PRINCIPLE: “When you're in need of a habit, look to your habits.”
I hope this isn't too personal, but I want to share with you about my morning shower time. For several years I kept my shampoo on a built-in ledge on the side of the shower wall and kept the spray bottle of tub cleanser/rinse on a rack that hung from the shower head bar. After several years I changed the two around because the sizes of each dispenser had changed. It seems simple enough – except for the power of habits. After several years of automatically reaching for shampoo on the ledge, I found it was difficult to automatically reach up for it from the shelf. That means, of course, that on more than one occasion I almost sprayed my head with shower cleanser! I was amazed at how long it took me to get to the point where I automatically reached up for the shampoo. Reaching over rather than up had become an ingrained habit.
This repeated scenario set me to thinking about the power of habits. Habits, whether good or bad, are established over a period of time. And once ingrained they are automatic and therefore hard to break. That's why God repeatedly told the Israelites to form good habits. In Exodus, for example, God gave them the 10 commandments, the habits by which to live. In Leviticus He laid out worship and sacrifice habits to provide a framework for holiness. In Dt. 6: 5-6 He commanded them to establish teaching habits: “Love the Lord your God with all your heart and with all your soul and with all your strength. These commandments that I give you today are to be upon your hearts. Impress them on your children. Talk about them when you sit at home and when you walk along the road, when you lie down and when you get up. Tie them as symbols on your hands and bind them on your foreheads. Write them on the door frames of your houses and on your gates.”

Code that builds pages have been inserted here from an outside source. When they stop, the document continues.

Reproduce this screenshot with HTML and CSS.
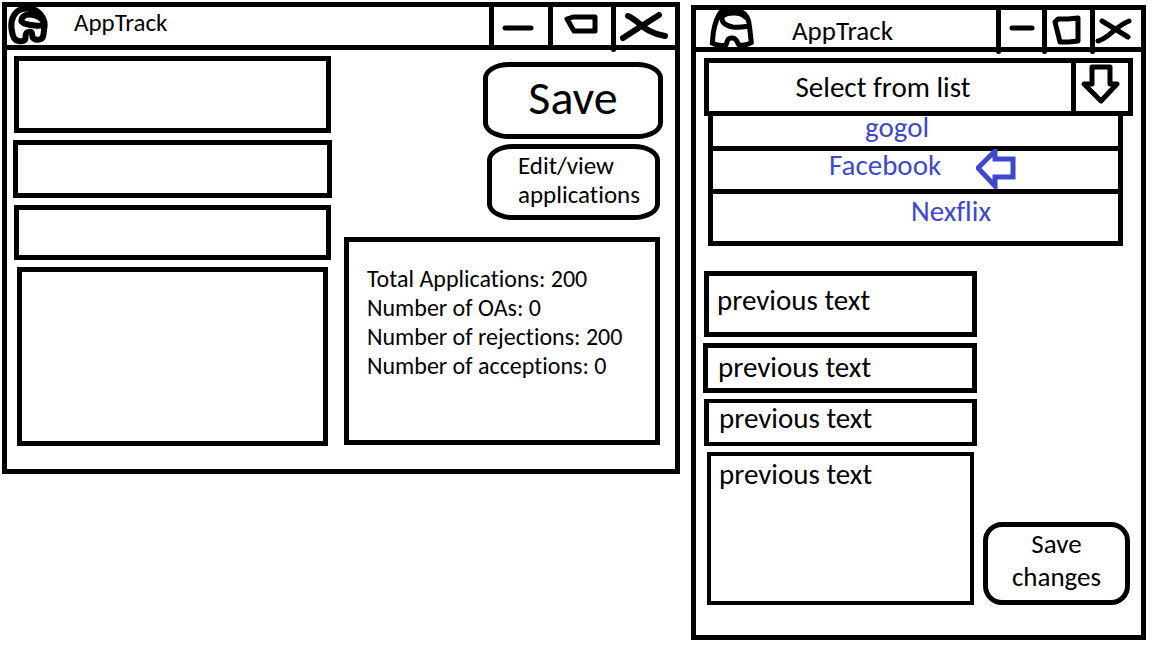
FILE: index.html
```html
<!DOCTYPE html>
<html lang="en">
<head>
<meta charset="utf-8">
<title>AppTrack</title>
<link rel="stylesheet" href="styles.css">
</head>
<body>
<main class="board">
  <section class="window window-main" aria-label="AppTrack">
    <header class="titlebar">
      <svg class="logo" viewBox="21 21 123 114" aria-hidden="true">
        <path class="ink ink-bold" d="M38 104C29 72 34 50 52 34C66 23 96 22 112 34C126 44 134 58 134 76L130 106C128 122 100 124 97 110C97 97 95 94 87 96C76 97 77 105 76 118C70 126 50 126 42 114ZM64 64C64 46 82 40 104 46C122 52 134 60 130 74C122 80 90 76 72 70Z"/>
      </svg>
      <h1 class="title">AppTrack</h1>
      <button class="control" type="button" aria-label="Minimize">
        <svg viewBox="494 7 54 38"><path class="pen" d="M505 28L531 28"/></svg>
      </button>
      <button class="control control-mid" type="button" aria-label="Maximize">
        <svg viewBox="553 7 58 38"><path class="pen" d="M567 19L573 17L595 17L595 31L574 31Z"/></svg>
      </button>
      <button class="control control-wide stub" type="button" aria-label="Close">
        <svg viewBox="616 7 59 38"><path class="pen pen-thick" d="M659 15L640 27L623 38M628 16C640 21 644 33 665 36"/></svg>
      </button>
    </header>
    <div class="main-body">
      <form class="entry">
        <input class="box box-tall" type="text" aria-label="Company">
        <input class="box box-out box-mid" type="text" aria-label="Position">
        <input class="box box-low" type="text" aria-label="Status">
        <textarea class="box box-notes" aria-label="Notes"></textarea>
      </form>
      <div class="side">
        <button class="round save" type="button">Save</button>
        <button class="round edit" type="button">Edit/view<br>applications</button>
        <div class="stats">
          <p>Total Applications: 200</p>
          <p>Number of OAs: 0</p>
          <p>Number of rejections: 200</p>
          <p>Number of acceptions: 0</p>
        </div>
      </div>
    </div>
  </section>

  <section class="window window-edit" aria-label="Edit applications">
    <header class="titlebar titlebar-edit">
      <svg class="logo logo-edit" viewBox="54 30 138 111" aria-hidden="true">
        <path class="ink" d="M67 129L70 97C74 75 80 52 92 37L108 35L154 35C170 42 178 60 179 84L184 128C174 134 160 136 148 136C142 130 140 114 128 114C112 112 112 124 108 135C94 139 80 136 67 130M98 45C91 66 104 76 128 81C145 84 160 81 174 79M98 48C112 37 150 34 166 51"/>
      </svg>
      <h2 class="title title-edit">AppTrack</h2>
      <button class="control stub" type="button" aria-label="Minimize">
        <svg viewBox="1001 10 41 37"><path class="pen" d="M1012 28L1032 28"/></svg>
      </button>
      <button class="control control-mid stub" type="button" aria-label="Maximize">
        <svg viewBox="1047 10 43 37"><path class="pen" d="M1055 22L1058 19L1068 19L1078 18L1078 41L1069 42L1060 42L1057 30Z"/></svg>
      </button>
      <button class="control control-wide stub" type="button" aria-label="Close">
        <svg viewBox="1095 10 46 37"><path class="pen" d="M1129 21C1114 27 1110 38 1098 41M1102 21L1115 29L1128 37"/></svg>
      </button>
    </header>
    <div class="edit-body">
      <div class="picker">
        <select class="select" aria-label="Application">
          <option>Select from list</option>
          <option>gogol</option>
          <option>Facebook</option>
          <option>Nexflix</option>
        </select>
        <button class="drop" type="button" aria-label="Open list">
          <svg viewBox="1076 63 52 48"><path class="pen" d="M1092 67L1110 67L1110 84L1117 84L1101 101L1084 84L1092 84Z"/></svg>
        </button>
      </div>
      <ul class="options">
        <li class="option option-first">gogol</li>
        <li class="option option-second">Facebook
          <svg class="pointer" viewBox="975 149 40 40" aria-hidden="true"><path d="M977 168L994 151L994 159L1012 159L1012 177L994 177L994 186Z"/></svg>
        </li>
        <li class="option option-third">Nexflix</li>
      </ul>
      <form class="revise">
        <div class="fields">
          <input class="box prev prev-tall" type="text" value="previous text" aria-label="Company">
          <input class="box box-out prev prev-mid" type="text" value="previous text" aria-label="Position">
          <input class="box prev prev-low" type="text" value="previous text" aria-label="Status">
          <textarea class="box prev prev-notes" aria-label="Notes">previous text</textarea>
        </div>
        <button class="round changes" type="button">Save<br>changes</button>
      </form>
    </div>
  </section>
</main>
</body>
</html>
```
FILE: styles.css
```css
* {
  box-sizing: border-box;
}

body {
  margin: 0;
  background: #fff;
  color: #000;
  font-family: Carlito, Calibri, Lato, sans-serif;
  font-size: 24px;
  line-height: 29px;
  font-variant-ligatures: none;
}

button,
input,
textarea,
select {
  margin: 0;
  padding: 0;
  border: 0;
  border-radius: 0;
  background: none;
  color: inherit;
  font: inherit;
  font-variant-ligatures: none;
}

.board {
  display: grid;
  grid-template-columns: minmax(0, 678fr) minmax(0, 455fr);
  gap: 11px;
  align-items: start;
  padding: 2px 6px 8px 2px;
}

.window {
  border: 5px solid #000;
}

.window-edit {
  margin-top: 3px;
}

/* Title bars */
.titlebar {
  display: flex;
  height: 43px;
  border-bottom: 5px solid #000;
}

.titlebar-edit {
  height: 42px;
}

.logo {
  width: 41px;
  height: 38px;
  overflow: visible;
}

.logo-edit {
  width: 46px;
  height: 37px;
  margin-left: 12px;
}

.ink {
  fill: none;
  stroke: #000;
  stroke-width: 15;
  stroke-linejoin: round;
  stroke-linecap: round;
}

.ink-bold {
  stroke-width: 18;
}

.title {
  flex: 1;
  margin: 0;
  padding: 1px 0 0 26px;
  font-size: 25px;
  font-weight: 400;
}

.title-edit {
  padding: 6px 0 0 38px;
  font-size: 27px;
}

.control {
  position: relative;
  width: 59px;
  border-left: 5px solid #000;
}

.control-mid {
  width: 63px;
}

.control-wide {
  width: 64px;
}

.titlebar-edit .control {
  width: 46px;
}

.titlebar-edit .control-mid {
  width: 48px;
}

.titlebar-edit .control-wide {
  width: 51px;
}

.control svg,
.drop svg {
  display: block;
  width: 100%;
  height: 100%;
}

.stub::after {
  content: "";
  position: absolute;
  left: -5px;
  bottom: -7px;
  width: 5px;
  height: 7px;
  border-radius: 0 0 3px 3px;
  background: #000;
}

.pen {
  fill: none;
  stroke: #000;
  stroke-width: 5;
  stroke-linejoin: round;
  stroke-linecap: round;
}

.pen-thick {
  stroke-width: 6;
}

/* Shared boxes */
.box {
  display: block;
  margin: 0 1px;
  border: 5px solid #000;
  resize: none;
}

.box-out {
  margin: 0;
}

.round {
  flex: none;
  border: 5px solid #000;
  border-radius: 26px / 16px;
}

/* Main window */
.main-body {
  display: grid;
  grid-template-columns: minmax(0, 1fr) minmax(0, 1fr);
  gap: 12px;
  padding: 6px 12px 23px 6px;
}

.entry {
  display: flex;
  flex-direction: column;
  gap: 7px;
}

.box-tall {
  height: 77px;
}

.box-mid {
  height: 58px;
}

.box-low {
  height: 55px;
}

.box-notes {
  height: 179px;
  margin: 0 4px;
}

.side {
  display: flex;
  flex-direction: column;
  align-items: flex-end;
  padding-top: 6px;
}

.save {
  width: 180px;
  height: 77px;
  padding-bottom: 6px;
  font-size: 48px;
  line-height: 48px;
}

.edit {
  width: 173px;
  height: 76px;
  margin: 5px 3px 17px 0;
  padding: 0 0 5px 26px;
  font-size: 25px;
  text-align: left;
}

.stats {
  align-self: stretch;
  min-height: 208px;
  margin-right: 3px;
  padding: 22px 18px;
  border: 5px solid #000;
}

.stats p {
  margin: 0;
}

/* Edit window */
.edit-body {
  padding: 6px 8px 30px 7px;
  font-size: 29px;
}

.picker {
  display: flex;
  height: 58px;
  margin-left: 1px;
  border: 5px solid #000;
}

.select {
  flex: 1;
  appearance: none;
  padding-right: 14px;
  text-align: center;
  text-align-last: center;
}

.drop {
  width: 57px;
  border-left: 5px solid #000;
}

.options {
  margin: 0 10px 25px 5px;
  padding: 0;
  border: 5px solid #000;
  border-top: 0;
  color: #3f48cc;
  list-style: none;
}

.option {
  display: flex;
  height: 43px;
  border-bottom: 5px solid #000;
}

.option-first {
  height: 35px;
  padding-left: 152px;
  line-height: 22px;
}

.option-second {
  padding-left: 116px;
}

.option-third {
  height: 47px;
  padding: 3px 0 0 198px;
  border-bottom: 0;
}

.pointer {
  width: 40px;
  height: 40px;
  margin: -2px 0 0 35px;
  fill: none;
  stroke: #3f48cc;
  stroke-width: 5;
}

.revise {
  display: flex;
  gap: 6px;
  align-items: flex-end;
  margin-right: 3px;
}

.fields {
  display: flex;
  flex: 1;
  flex-direction: column;
  gap: 6px;
  min-width: 0;
}

.prev {
  padding: 0 8px;
}

.fields .prev {
  min-width: 0;
  margin-right: 0;
}

.prev-tall {
  height: 66px;
  padding-bottom: 9px;
}

.prev-mid {
  height: 50px;
  padding: 0 10px 3px;
}

.prev-low {
  height: 47px;
  padding: 0 10px 10px;
  border-width: 4px 5px;
}

.fields .prev-notes {
  height: 153px;
  margin: 0 3px 0 4px;
  padding: 4px 8px;
  border-width: 4px;
}

.changes {
  width: 147px;
  height: 83px;
  padding-bottom: 7px;
  border-radius: 19px;
  font-size: 27px;
  line-height: 33px;
}
```
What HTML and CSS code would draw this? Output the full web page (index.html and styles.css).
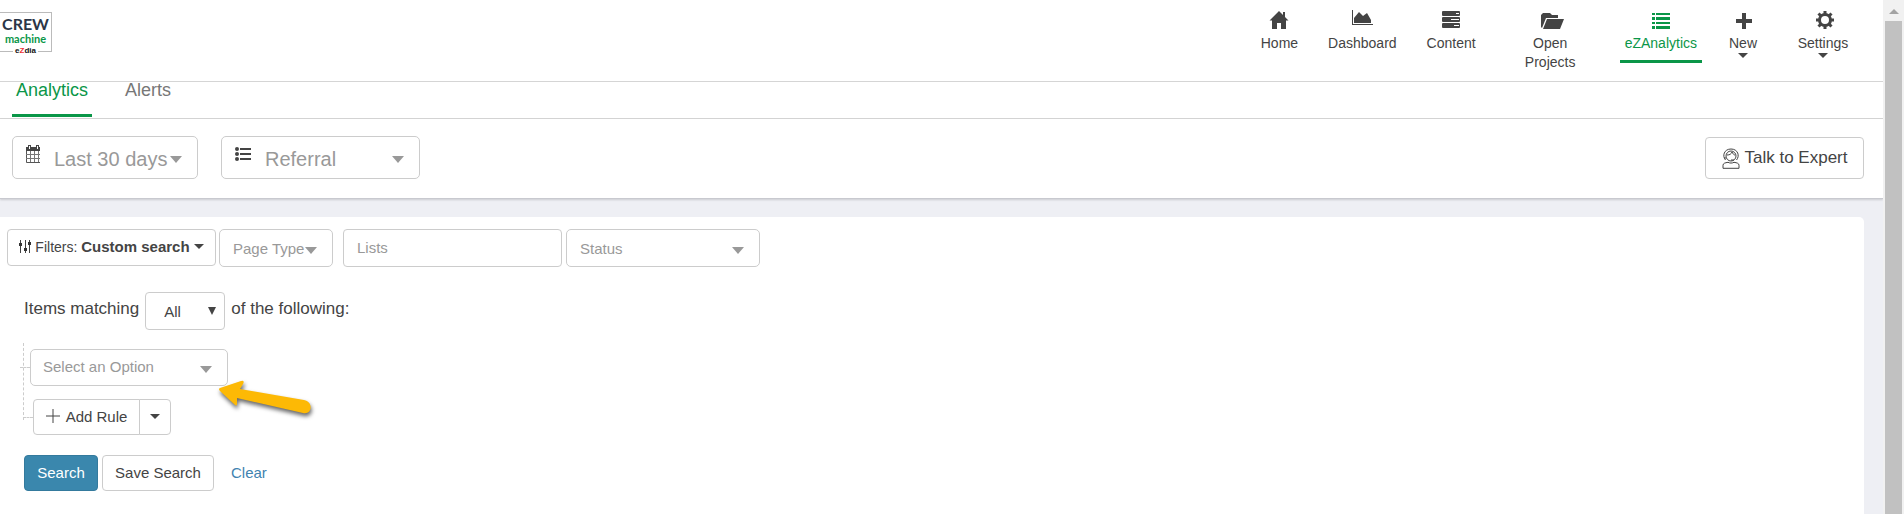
FILE: index.html
```html
<!DOCTYPE html>
<html lang="en">
<head>
    <meta charset="UTF-8">
    <meta name="viewport" content="width=device-width, initial-scale=1.0">
    <title>CREW Machine - Analytics</title>
    <link rel="stylesheet" href="styles.css">
</head>
<body>

    <div class="page">
        <!-- Header -->
        <header class="header">
            <a href="#" class="logo">
                <span class="logo-crew">CREW</span>
                <span class="logo-machine">machine</span>
                <span class="logo-ezdia">e<b>Z</b>dia</span>
            </a>
            <nav class="nav">
                <a href="#" class="nav-item">
                    <svg class="nav-icon" width="20" height="20" viewBox="0 0 20 20"><path d="M10 1L0.500 10.500H3V19H8V13H12V19H17V10.500H19.500L16 7V2H14V5Z"/></svg>
                    Home
                </a>
                <a href="#" class="nav-item">
                    <svg class="nav-icon" width="22" height="20" viewBox="0 0 22 20"><path d="M1 0H2V14H22V15H1ZM3 13V8L8 2L12 6L16 3L20 10V13Z"/></svg>
                    Dashboard
                </a>
                <a href="#" class="nav-item">
                    <svg class="nav-icon" width="20" height="20" viewBox="0 0 20 20"><rect x="1" y="1" width="18" height="5" rx="1"/><rect x="1" y="7" width="18" height="5" rx="1"/><rect x="1" y="13" width="18" height="5" rx="1"/><path class="cut" d="M15 3h3v1h-3zM10 9h8v1h-8zM13 15h5v1h-5z"/></svg>
                    Content
                </a>
                <a href="#" class="nav-item nav-projects">
                    <svg class="nav-icon folder" width="24" height="20" viewBox="0 0 24 20"><path d="M1 17V5L3 3H10L12 5H18V8H6L2 18ZM7 9H24L20 19H3Z"/></svg>
                    Open<br>Projects
                </a>
                <a href="#" class="nav-item active">
                    <svg class="nav-icon" width="20" height="20" viewBox="0 0 20 20"><path d="M1 3h3v2H1zM5 3h14v2H5zM1 7h3v3H1zM5 7h14v3H5zM1 12h3v2H1zM5 12h14v2H5zM1 16h3v3H1zM5 16h14v3H5z"/></svg>
                    eZAnalytics
                </a>
                <a href="#" class="nav-item nav-new">
                    <svg class="nav-icon" width="20" height="20" viewBox="0 0 20 20"><path d="M9 3h4v6h6v4h-6v6H9v-6H3V9h6z"/></svg>
                    New
                    <span class="caret"></span>
                </a>
                <a href="#" class="nav-item nav-settings">
                    <svg class="nav-icon gear" width="20" height="20" viewBox="0 0 20 20"><circle cx="10" cy="10" r="5.500"/><path d="M10 1v4M10 15v4M1 10h4M15 10h4M3.500 3.500l3 3M13.500 13.500l3 3M3.500 16.500l3-3M13.500 6.500l3-3"/></svg>
                    Settings
                    <span class="caret"></span>
                </a>
            </nav>
        </header>

        <!-- Tabs -->
        <div class="tabs">
            <a href="#" class="tab active">Analytics</a>
            <a href="#" class="tab">Alerts</a>
        </div>

        <!-- Period and source -->
        <div class="toolbar">
            <div class="big-select period">
                <svg width="14" height="18" viewBox="0 0 14 18"><path fill="#fff" stroke="#555" d="M.5 3.500H14M.5 3v14.500H14"/><path fill="#444" d="M0 2h14v4H0zM2 0h3v4H2zM10 0h3v4h-3z"/><path fill="#fff" d="M3 1h1v3H3zM11 1h1v3h-1z"/><path fill="none" stroke="#777" d="M4.500 6v11M8.500 6v11M12.500 6v11M0 9.500h14M0 13.500h14"/></svg>
                <select aria-label="Period"><option>Last 30 days</option></select>
                <span class="arrow"></span>
            </div>
            <div class="big-select source">
                <svg width="16" height="14" viewBox="0 0 16 14" fill="#444"><circle cx="2" cy="2" r="2"/><circle cx="2" cy="7" r="2"/><circle cx="2" cy="12" r="2"/><path d="M5 1h11v2H5zM5 6h11v2H5zM5 11h11v2H5z"/></svg>
                <select aria-label="Source"><option>Referral</option></select>
                <span class="arrow"></span>
            </div>
            <button class="btn expert">
                <svg width="18" height="21" viewBox="0 0 18 21" fill="none" stroke="#444"><path d="M3.500 12C0 8 2 1 9 1s9 7 5.500 11"/><circle cx="9" cy="8" r="5"/><path d="M5 7c3 0 4-1 5-3c1 2 2 3 3 3M3 9v2M9 12h3M1 20.300v-3c0-2 2-2.500 5-3c2 1 4 1 6 0c3 .5 5 1 5 3v3z"/></svg>
                <span>Talk to Expert</span>
            </button>
        </div>

        <!-- Search panel -->
        <main class="panel">
            <div class="filters">
                <button class="btn filter-btn">
                    <svg width="12" height="13" viewBox="0 0 12 13"><path stroke="#444" fill="none" d="M1.500 0v13M6.500 0v13M10.500 0v13"/><path fill="#333" d="M0 3h3v3H0zM5 8h3v3H5zM9 2h3v3H9z"/></svg>
                    <span>Filters: <b>Custom search</b></span>
                    <span class="caret"></span>
                </button>
                <div class="select page-type">
                    <select aria-label="Page type"><option>Page Type</option></select>
                    <span class="arrow"></span>
                </div>
                <input type="text" class="lists" placeholder="Lists" aria-label="Lists">
                <div class="select status">
                    <select aria-label="Status"><option>Status</option></select>
                    <span class="arrow"></span>
                </div>
            </div>

            <div class="matching">
                <label for="match">Items matching</label>
                <div class="match-select">
                    <select id="match"><option>All</option></select>
                    <svg width="8" height="8" viewBox="0 0 8 8"><path fill="#444" d="M0 0h8L4 8z"/></svg>
                </div>
                <span>of the following:</span>
            </div>

            <div class="rules">
                <div class="rule">
                    <div class="select option">
                        <select aria-label="Rule"><option>Select an Option</option></select>
                        <span class="arrow"></span>
                    </div>
                    <svg class="pointer" width="100" height="46" viewBox="0 0 100 46"><path d="M2 8L23 1Q27 0 25 4L22 9L86 20C96 22 94 35 85 33L19 18V24Q19 27 16 24L2 11Q0 9 2 8Z"/></svg>
                </div>
                <div class="add-rule">
                    <button class="btn add-btn">
                        <svg width="14" height="14" viewBox="0 0 14 14"><path stroke="#444" d="M7 0v14M0 7h14"/></svg>
                        Add Rule
                    </button>
                    <button class="btn add-more" aria-label="More rules"><span class="caret"></span></button>
                </div>
            </div>

            <div class="actions">
                <button class="btn search-btn">Search</button>
                <button class="btn save-btn">Save Search</button>
                <a href="#" class="clear">Clear</a>
            </div>
        </main>
    </div>

    <div class="scrollbar">
        <span class="scroll-up"></span>
        <div class="thumb"></div>
    </div>

</body>
</html>
```
FILE: styles.css
```css
* {
    margin: 0;
    padding: 0;
    box-sizing: border-box;
}
body {
    display: flex;
    min-height: 100vh;
    background-color: #eeeff4;
    color: #444;
    font-family: "Liberation Sans", Arial, sans-serif;
    font-size: 15px;
}
a {
    text-decoration: none;
}
button, input, select {
    font-family: inherit;
    font-size: 15px;
    color: inherit;
}
.page {
    flex: 1;
    display: flex;
    flex-direction: column;
}

/* header */
.header {
    display: flex;
    justify-content: space-between;
    height: 82px;
    padding-right: 21px;
    background: #fff;
    border-bottom: 1px solid #d5d5d5;
}
.logo {
    display: flex;
    flex-direction: column;
    align-items: center;
    width: 52px;
    height: 40px;
    margin-top: 12px;
    border: 1px solid #bbb;
    border-left: none;
    font-family: Lato, sans-serif;
    font-weight: bold;
}
.logo-crew {
    margin-top: 2px;
    font-size: 16px;
    line-height: 18px;
    color: #2b3647;
}
.logo-machine {
    font-size: 11px;
    line-height: 11px;
    color: #0a9648;
}
.logo-ezdia {
    padding: 0 2px;
    margin-top: 1px;
    background: #fff;
    font-family: "Liberation Sans", Arial, sans-serif;
    font-size: 8px;
    line-height: 12px;
    color: #111;
}
.logo-ezdia b {
    color: #e33;
}
.nav {
    display: flex;
    align-items: flex-start;
    gap: 20px;
    padding-top: 10px;
}
.nav-item {
    display: flex;
    flex-direction: column;
    align-items: center;
    padding: 0 5px;
    color: #444;
    font-size: 14px;
    line-height: 19px;
    text-align: center;
}
.nav-item.active {
    padding-bottom: 7px;
    border-bottom: 3px solid #0a9648;
    color: #0a9648;
}
.nav-icon {
    margin-bottom: 4px;
    fill: currentColor;
}
.nav-icon .cut {
    fill: #fff;
}
.nav-icon.folder {
    margin-left: 4px;
}
.nav-icon.gear {
    margin-left: 4px;
    fill: none;
    stroke: #444;
    stroke-width: 3;
}
.nav-projects {
    width: 99px;
}
.nav-new {
    width: 42px;
}
.nav-settings {
    width: 78px;
}
.caret {
    border-top: 5px solid #444;
    border-left: 5px solid transparent;
    border-right: 5px solid transparent;
}

/* tabs */
.tabs {
    display: flex;
    gap: 29px;
    height: 37px;
    padding-left: 12px;
    background: #fff;
    border-bottom: 1px solid #d5d5d5;
}
.tab {
    padding: 0 4px;
    margin-bottom: 1px;
    color: #777;
    font-size: 18px;
    line-height: 16px;
}
.tab.active {
    width: 80px;
    border-bottom: 3px solid #0a9648;
    color: #0a9648;
}

/* toolbar */
.toolbar {
    display: flex;
    align-items: flex-start;
    gap: 23px;
    height: 80px;
    padding: 17px 19px 0 12px;
    background: #fff;
    border-bottom: 1px solid #c8c9cf;
    box-shadow: 0 1px 2px rgba(0, 0, 0, 0.15);
}
.big-select, .select {
    display: flex;
    align-items: center;
    background: #fff;
    border: 1px solid #ccc;
    border-radius: 5px;
    color: #999;
}
.big-select {
    height: 43px;
    padding-right: 15px;
}
.big-select svg {
    margin: 0 14px 8px 13px;
}
select {
    flex: 1;
    min-width: 0;
    height: 100%;
    appearance: none;
    border: none;
    background: transparent;
    outline: none;
}
.big-select select {
    font-size: 20px;
    padding-top: 2px;
}
.period {
    width: 186px;
}
.source {
    width: 199px;
}
.arrow {
    margin-top: 4px;
    border-top: 7px solid #999;
    border-left: 6px solid transparent;
    border-right: 6px solid transparent;
}
.btn {
    display: flex;
    align-items: center;
    justify-content: center;
    height: 36px;
    padding-bottom: 2px;
    background: #fff;
    border: 1px solid #ccc;
    border-radius: 4px;
    cursor: pointer;
    white-space: nowrap;
}
.expert {
    width: 159px;
    height: 42px;
    margin: 1px 0 0 auto;
    padding: 0;
    gap: 5px;
    font-size: 17px;
}

/* panel */
.panel {
    flex: 1;
    margin: 18px 19px 0 0;
    padding: 12px 0 22px 7px;
    background: #fff;
    border-radius: 0 5px 0 0;
}
.filters {
    display: flex;
    gap: 3px;
}
.filter-btn {
    width: 209px;
    height: 37px;
    gap: 4px;
    font-size: 14px;
}
.filter-btn b {
    font-size: 15px;
}
.select {
    height: 38px;
    padding: 0 15px 0 13px;
}
.page-type {
    width: 114px;
}
.lists {
    width: 219px;
    height: 38px;
    margin-left: 7px;
    padding: 0 13px 1px;
    border: 1px solid #ccc;
    border-radius: 4px;
}
.lists::placeholder {
    color: #999;
}
.status {
    width: 194px;
    margin-left: 1px;
}
.matching {
    display: flex;
    align-items: center;
    gap: 6px;
    margin: 25px 0 0 17px;
    font-size: 17px;
}
.matching label, .matching span {
    padding-bottom: 4px;
}
.match-select {
    display: flex;
    align-items: center;
    width: 80px;
    height: 38px;
    padding: 0 8px 0 18px;
    border: 1px solid #ccc;
    border-radius: 4px;
}
.rules {
    position: relative;
    margin: 13px 0 0 16px;
    padding-top: 6px;
}
.rules::before {
    content: "";
    position: absolute;
    top: 0;
    left: 0;
    height: 77px;
    border-left: 1px dashed #ccc;
}
.rule, .add-rule {
    display: flex;
    align-items: center;
}
.rule::before, .add-rule::before {
    content: "";
    width: 10px;
    border-top: 1px dashed #ccc;
}
.rule {
    position: relative;
    margin-left: -3px;
}
.option {
    width: 198px;
    height: 37px;
    padding-left: 12px;
}
.option select {
    padding-bottom: 2px;
}
.pointer {
    position: absolute;
    left: 198px;
    top: 31px;
    fill: #fdb905;
    filter: drop-shadow(1px 3px 2px rgba(0, 0, 0, 0.6));
}
.add-rule {
    margin-top: 13px;
}
.add-btn {
    width: 107px;
    gap: 6px;
    border-radius: 4px 0 0 4px;
}
.add-more {
    width: 32px;
    margin-left: -1px;
    border-radius: 0 4px 4px 0;
}
.actions {
    display: flex;
    align-items: center;
    gap: 4px;
    margin: 20px 0 0 17px;
}
.search-btn {
    width: 74px;
    background: #3a87ad;
    border-color: #347a9d;
    color: #fff;
}
.save-btn {
    width: 112px;
}
.clear {
    margin-left: 13px;
    padding-bottom: 2px;
    color: #4183b0;
}

/* scrollbar */
.scrollbar {
    display: flex;
    flex-direction: column;
    align-items: center;
    width: 21px;
    background: #f1f1f1;
}
.scroll-up {
    margin: 9px 0 7px;
    border-bottom: 5px solid #a3a3a3;
    border-left: 5px solid transparent;
    border-right: 5px solid transparent;
}
.thumb {
    flex: 1;
    width: 17px;
    background: #c1c1c1;
}
```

So it is really not surprising that when His people started letting go if these habits, they began wandering into the land of disobedience and walking further and further away from Him. So God sent the prophet Jeremiah with a message (6:16): “This is what the Lord says: “Stand at the crossroads and look; ask for the ancient paths, ask where the good way is, and walk in it, and you will find rest for your souls.” He told them to return to the proven ways, the tried and true habits, of their ancestors. In other words, “When you're in need of a habit, look to your habits.” These habits were the paths that would return them to rest and renewal.
Centuries later Jesus offered this same rest through the same way (Mt. 11:28-30): “Come to me, all you who are weary and burdened, and I will give you rest. Take my yoke upon you and learn from me, for I am gentle and humble in heart, and you will find rest for your souls. For my yoke is easy and my burden is light.” Knowing the heart of people, knowing the tendency of humans to lose self-discipline and therefore to wander, Jesus invited His followers, and us, to take up His yolk, His habits, His way of life. “When you're in need of a habit, look to your habits.”
And what was Jesus' way of life? Time apart – alone – with his Father, seasons of prayer, days of ministry, and holy living. Then time apart – alone – with his Father, seasons of prayer, days of ministry, and holy living. Should ours be any different? Whenever we feel we're wandering away from God, whenever we feel apart from Jesus, when life is tiring us out it's time for a time out. It's time to get back to basics, to return to our habits. “When you're in need of a habit, look to your habits.” And the more firmly entrenched our habits become, the harder they will be to break.
Feeling tired, worn out? Have you moved, even so slightly, away from Jesus? What are your spiritual habits? “When you're in need of a habit, look to your habits.” The amazing truth is these habits do not constrict us. As the Psalmist wrote (119:32): “I run in the path of your commands, for you have set my heart free” “You will find rest for your souls.” Whether in the shower or in our daily lives, ingrained habits are hard to break. So make sure the habits you diligently acquire are good ones. “Stand at the crossroads and look; ask for the ancient paths, ask where the good way is, and walk in it, and you will find rest for your souls.”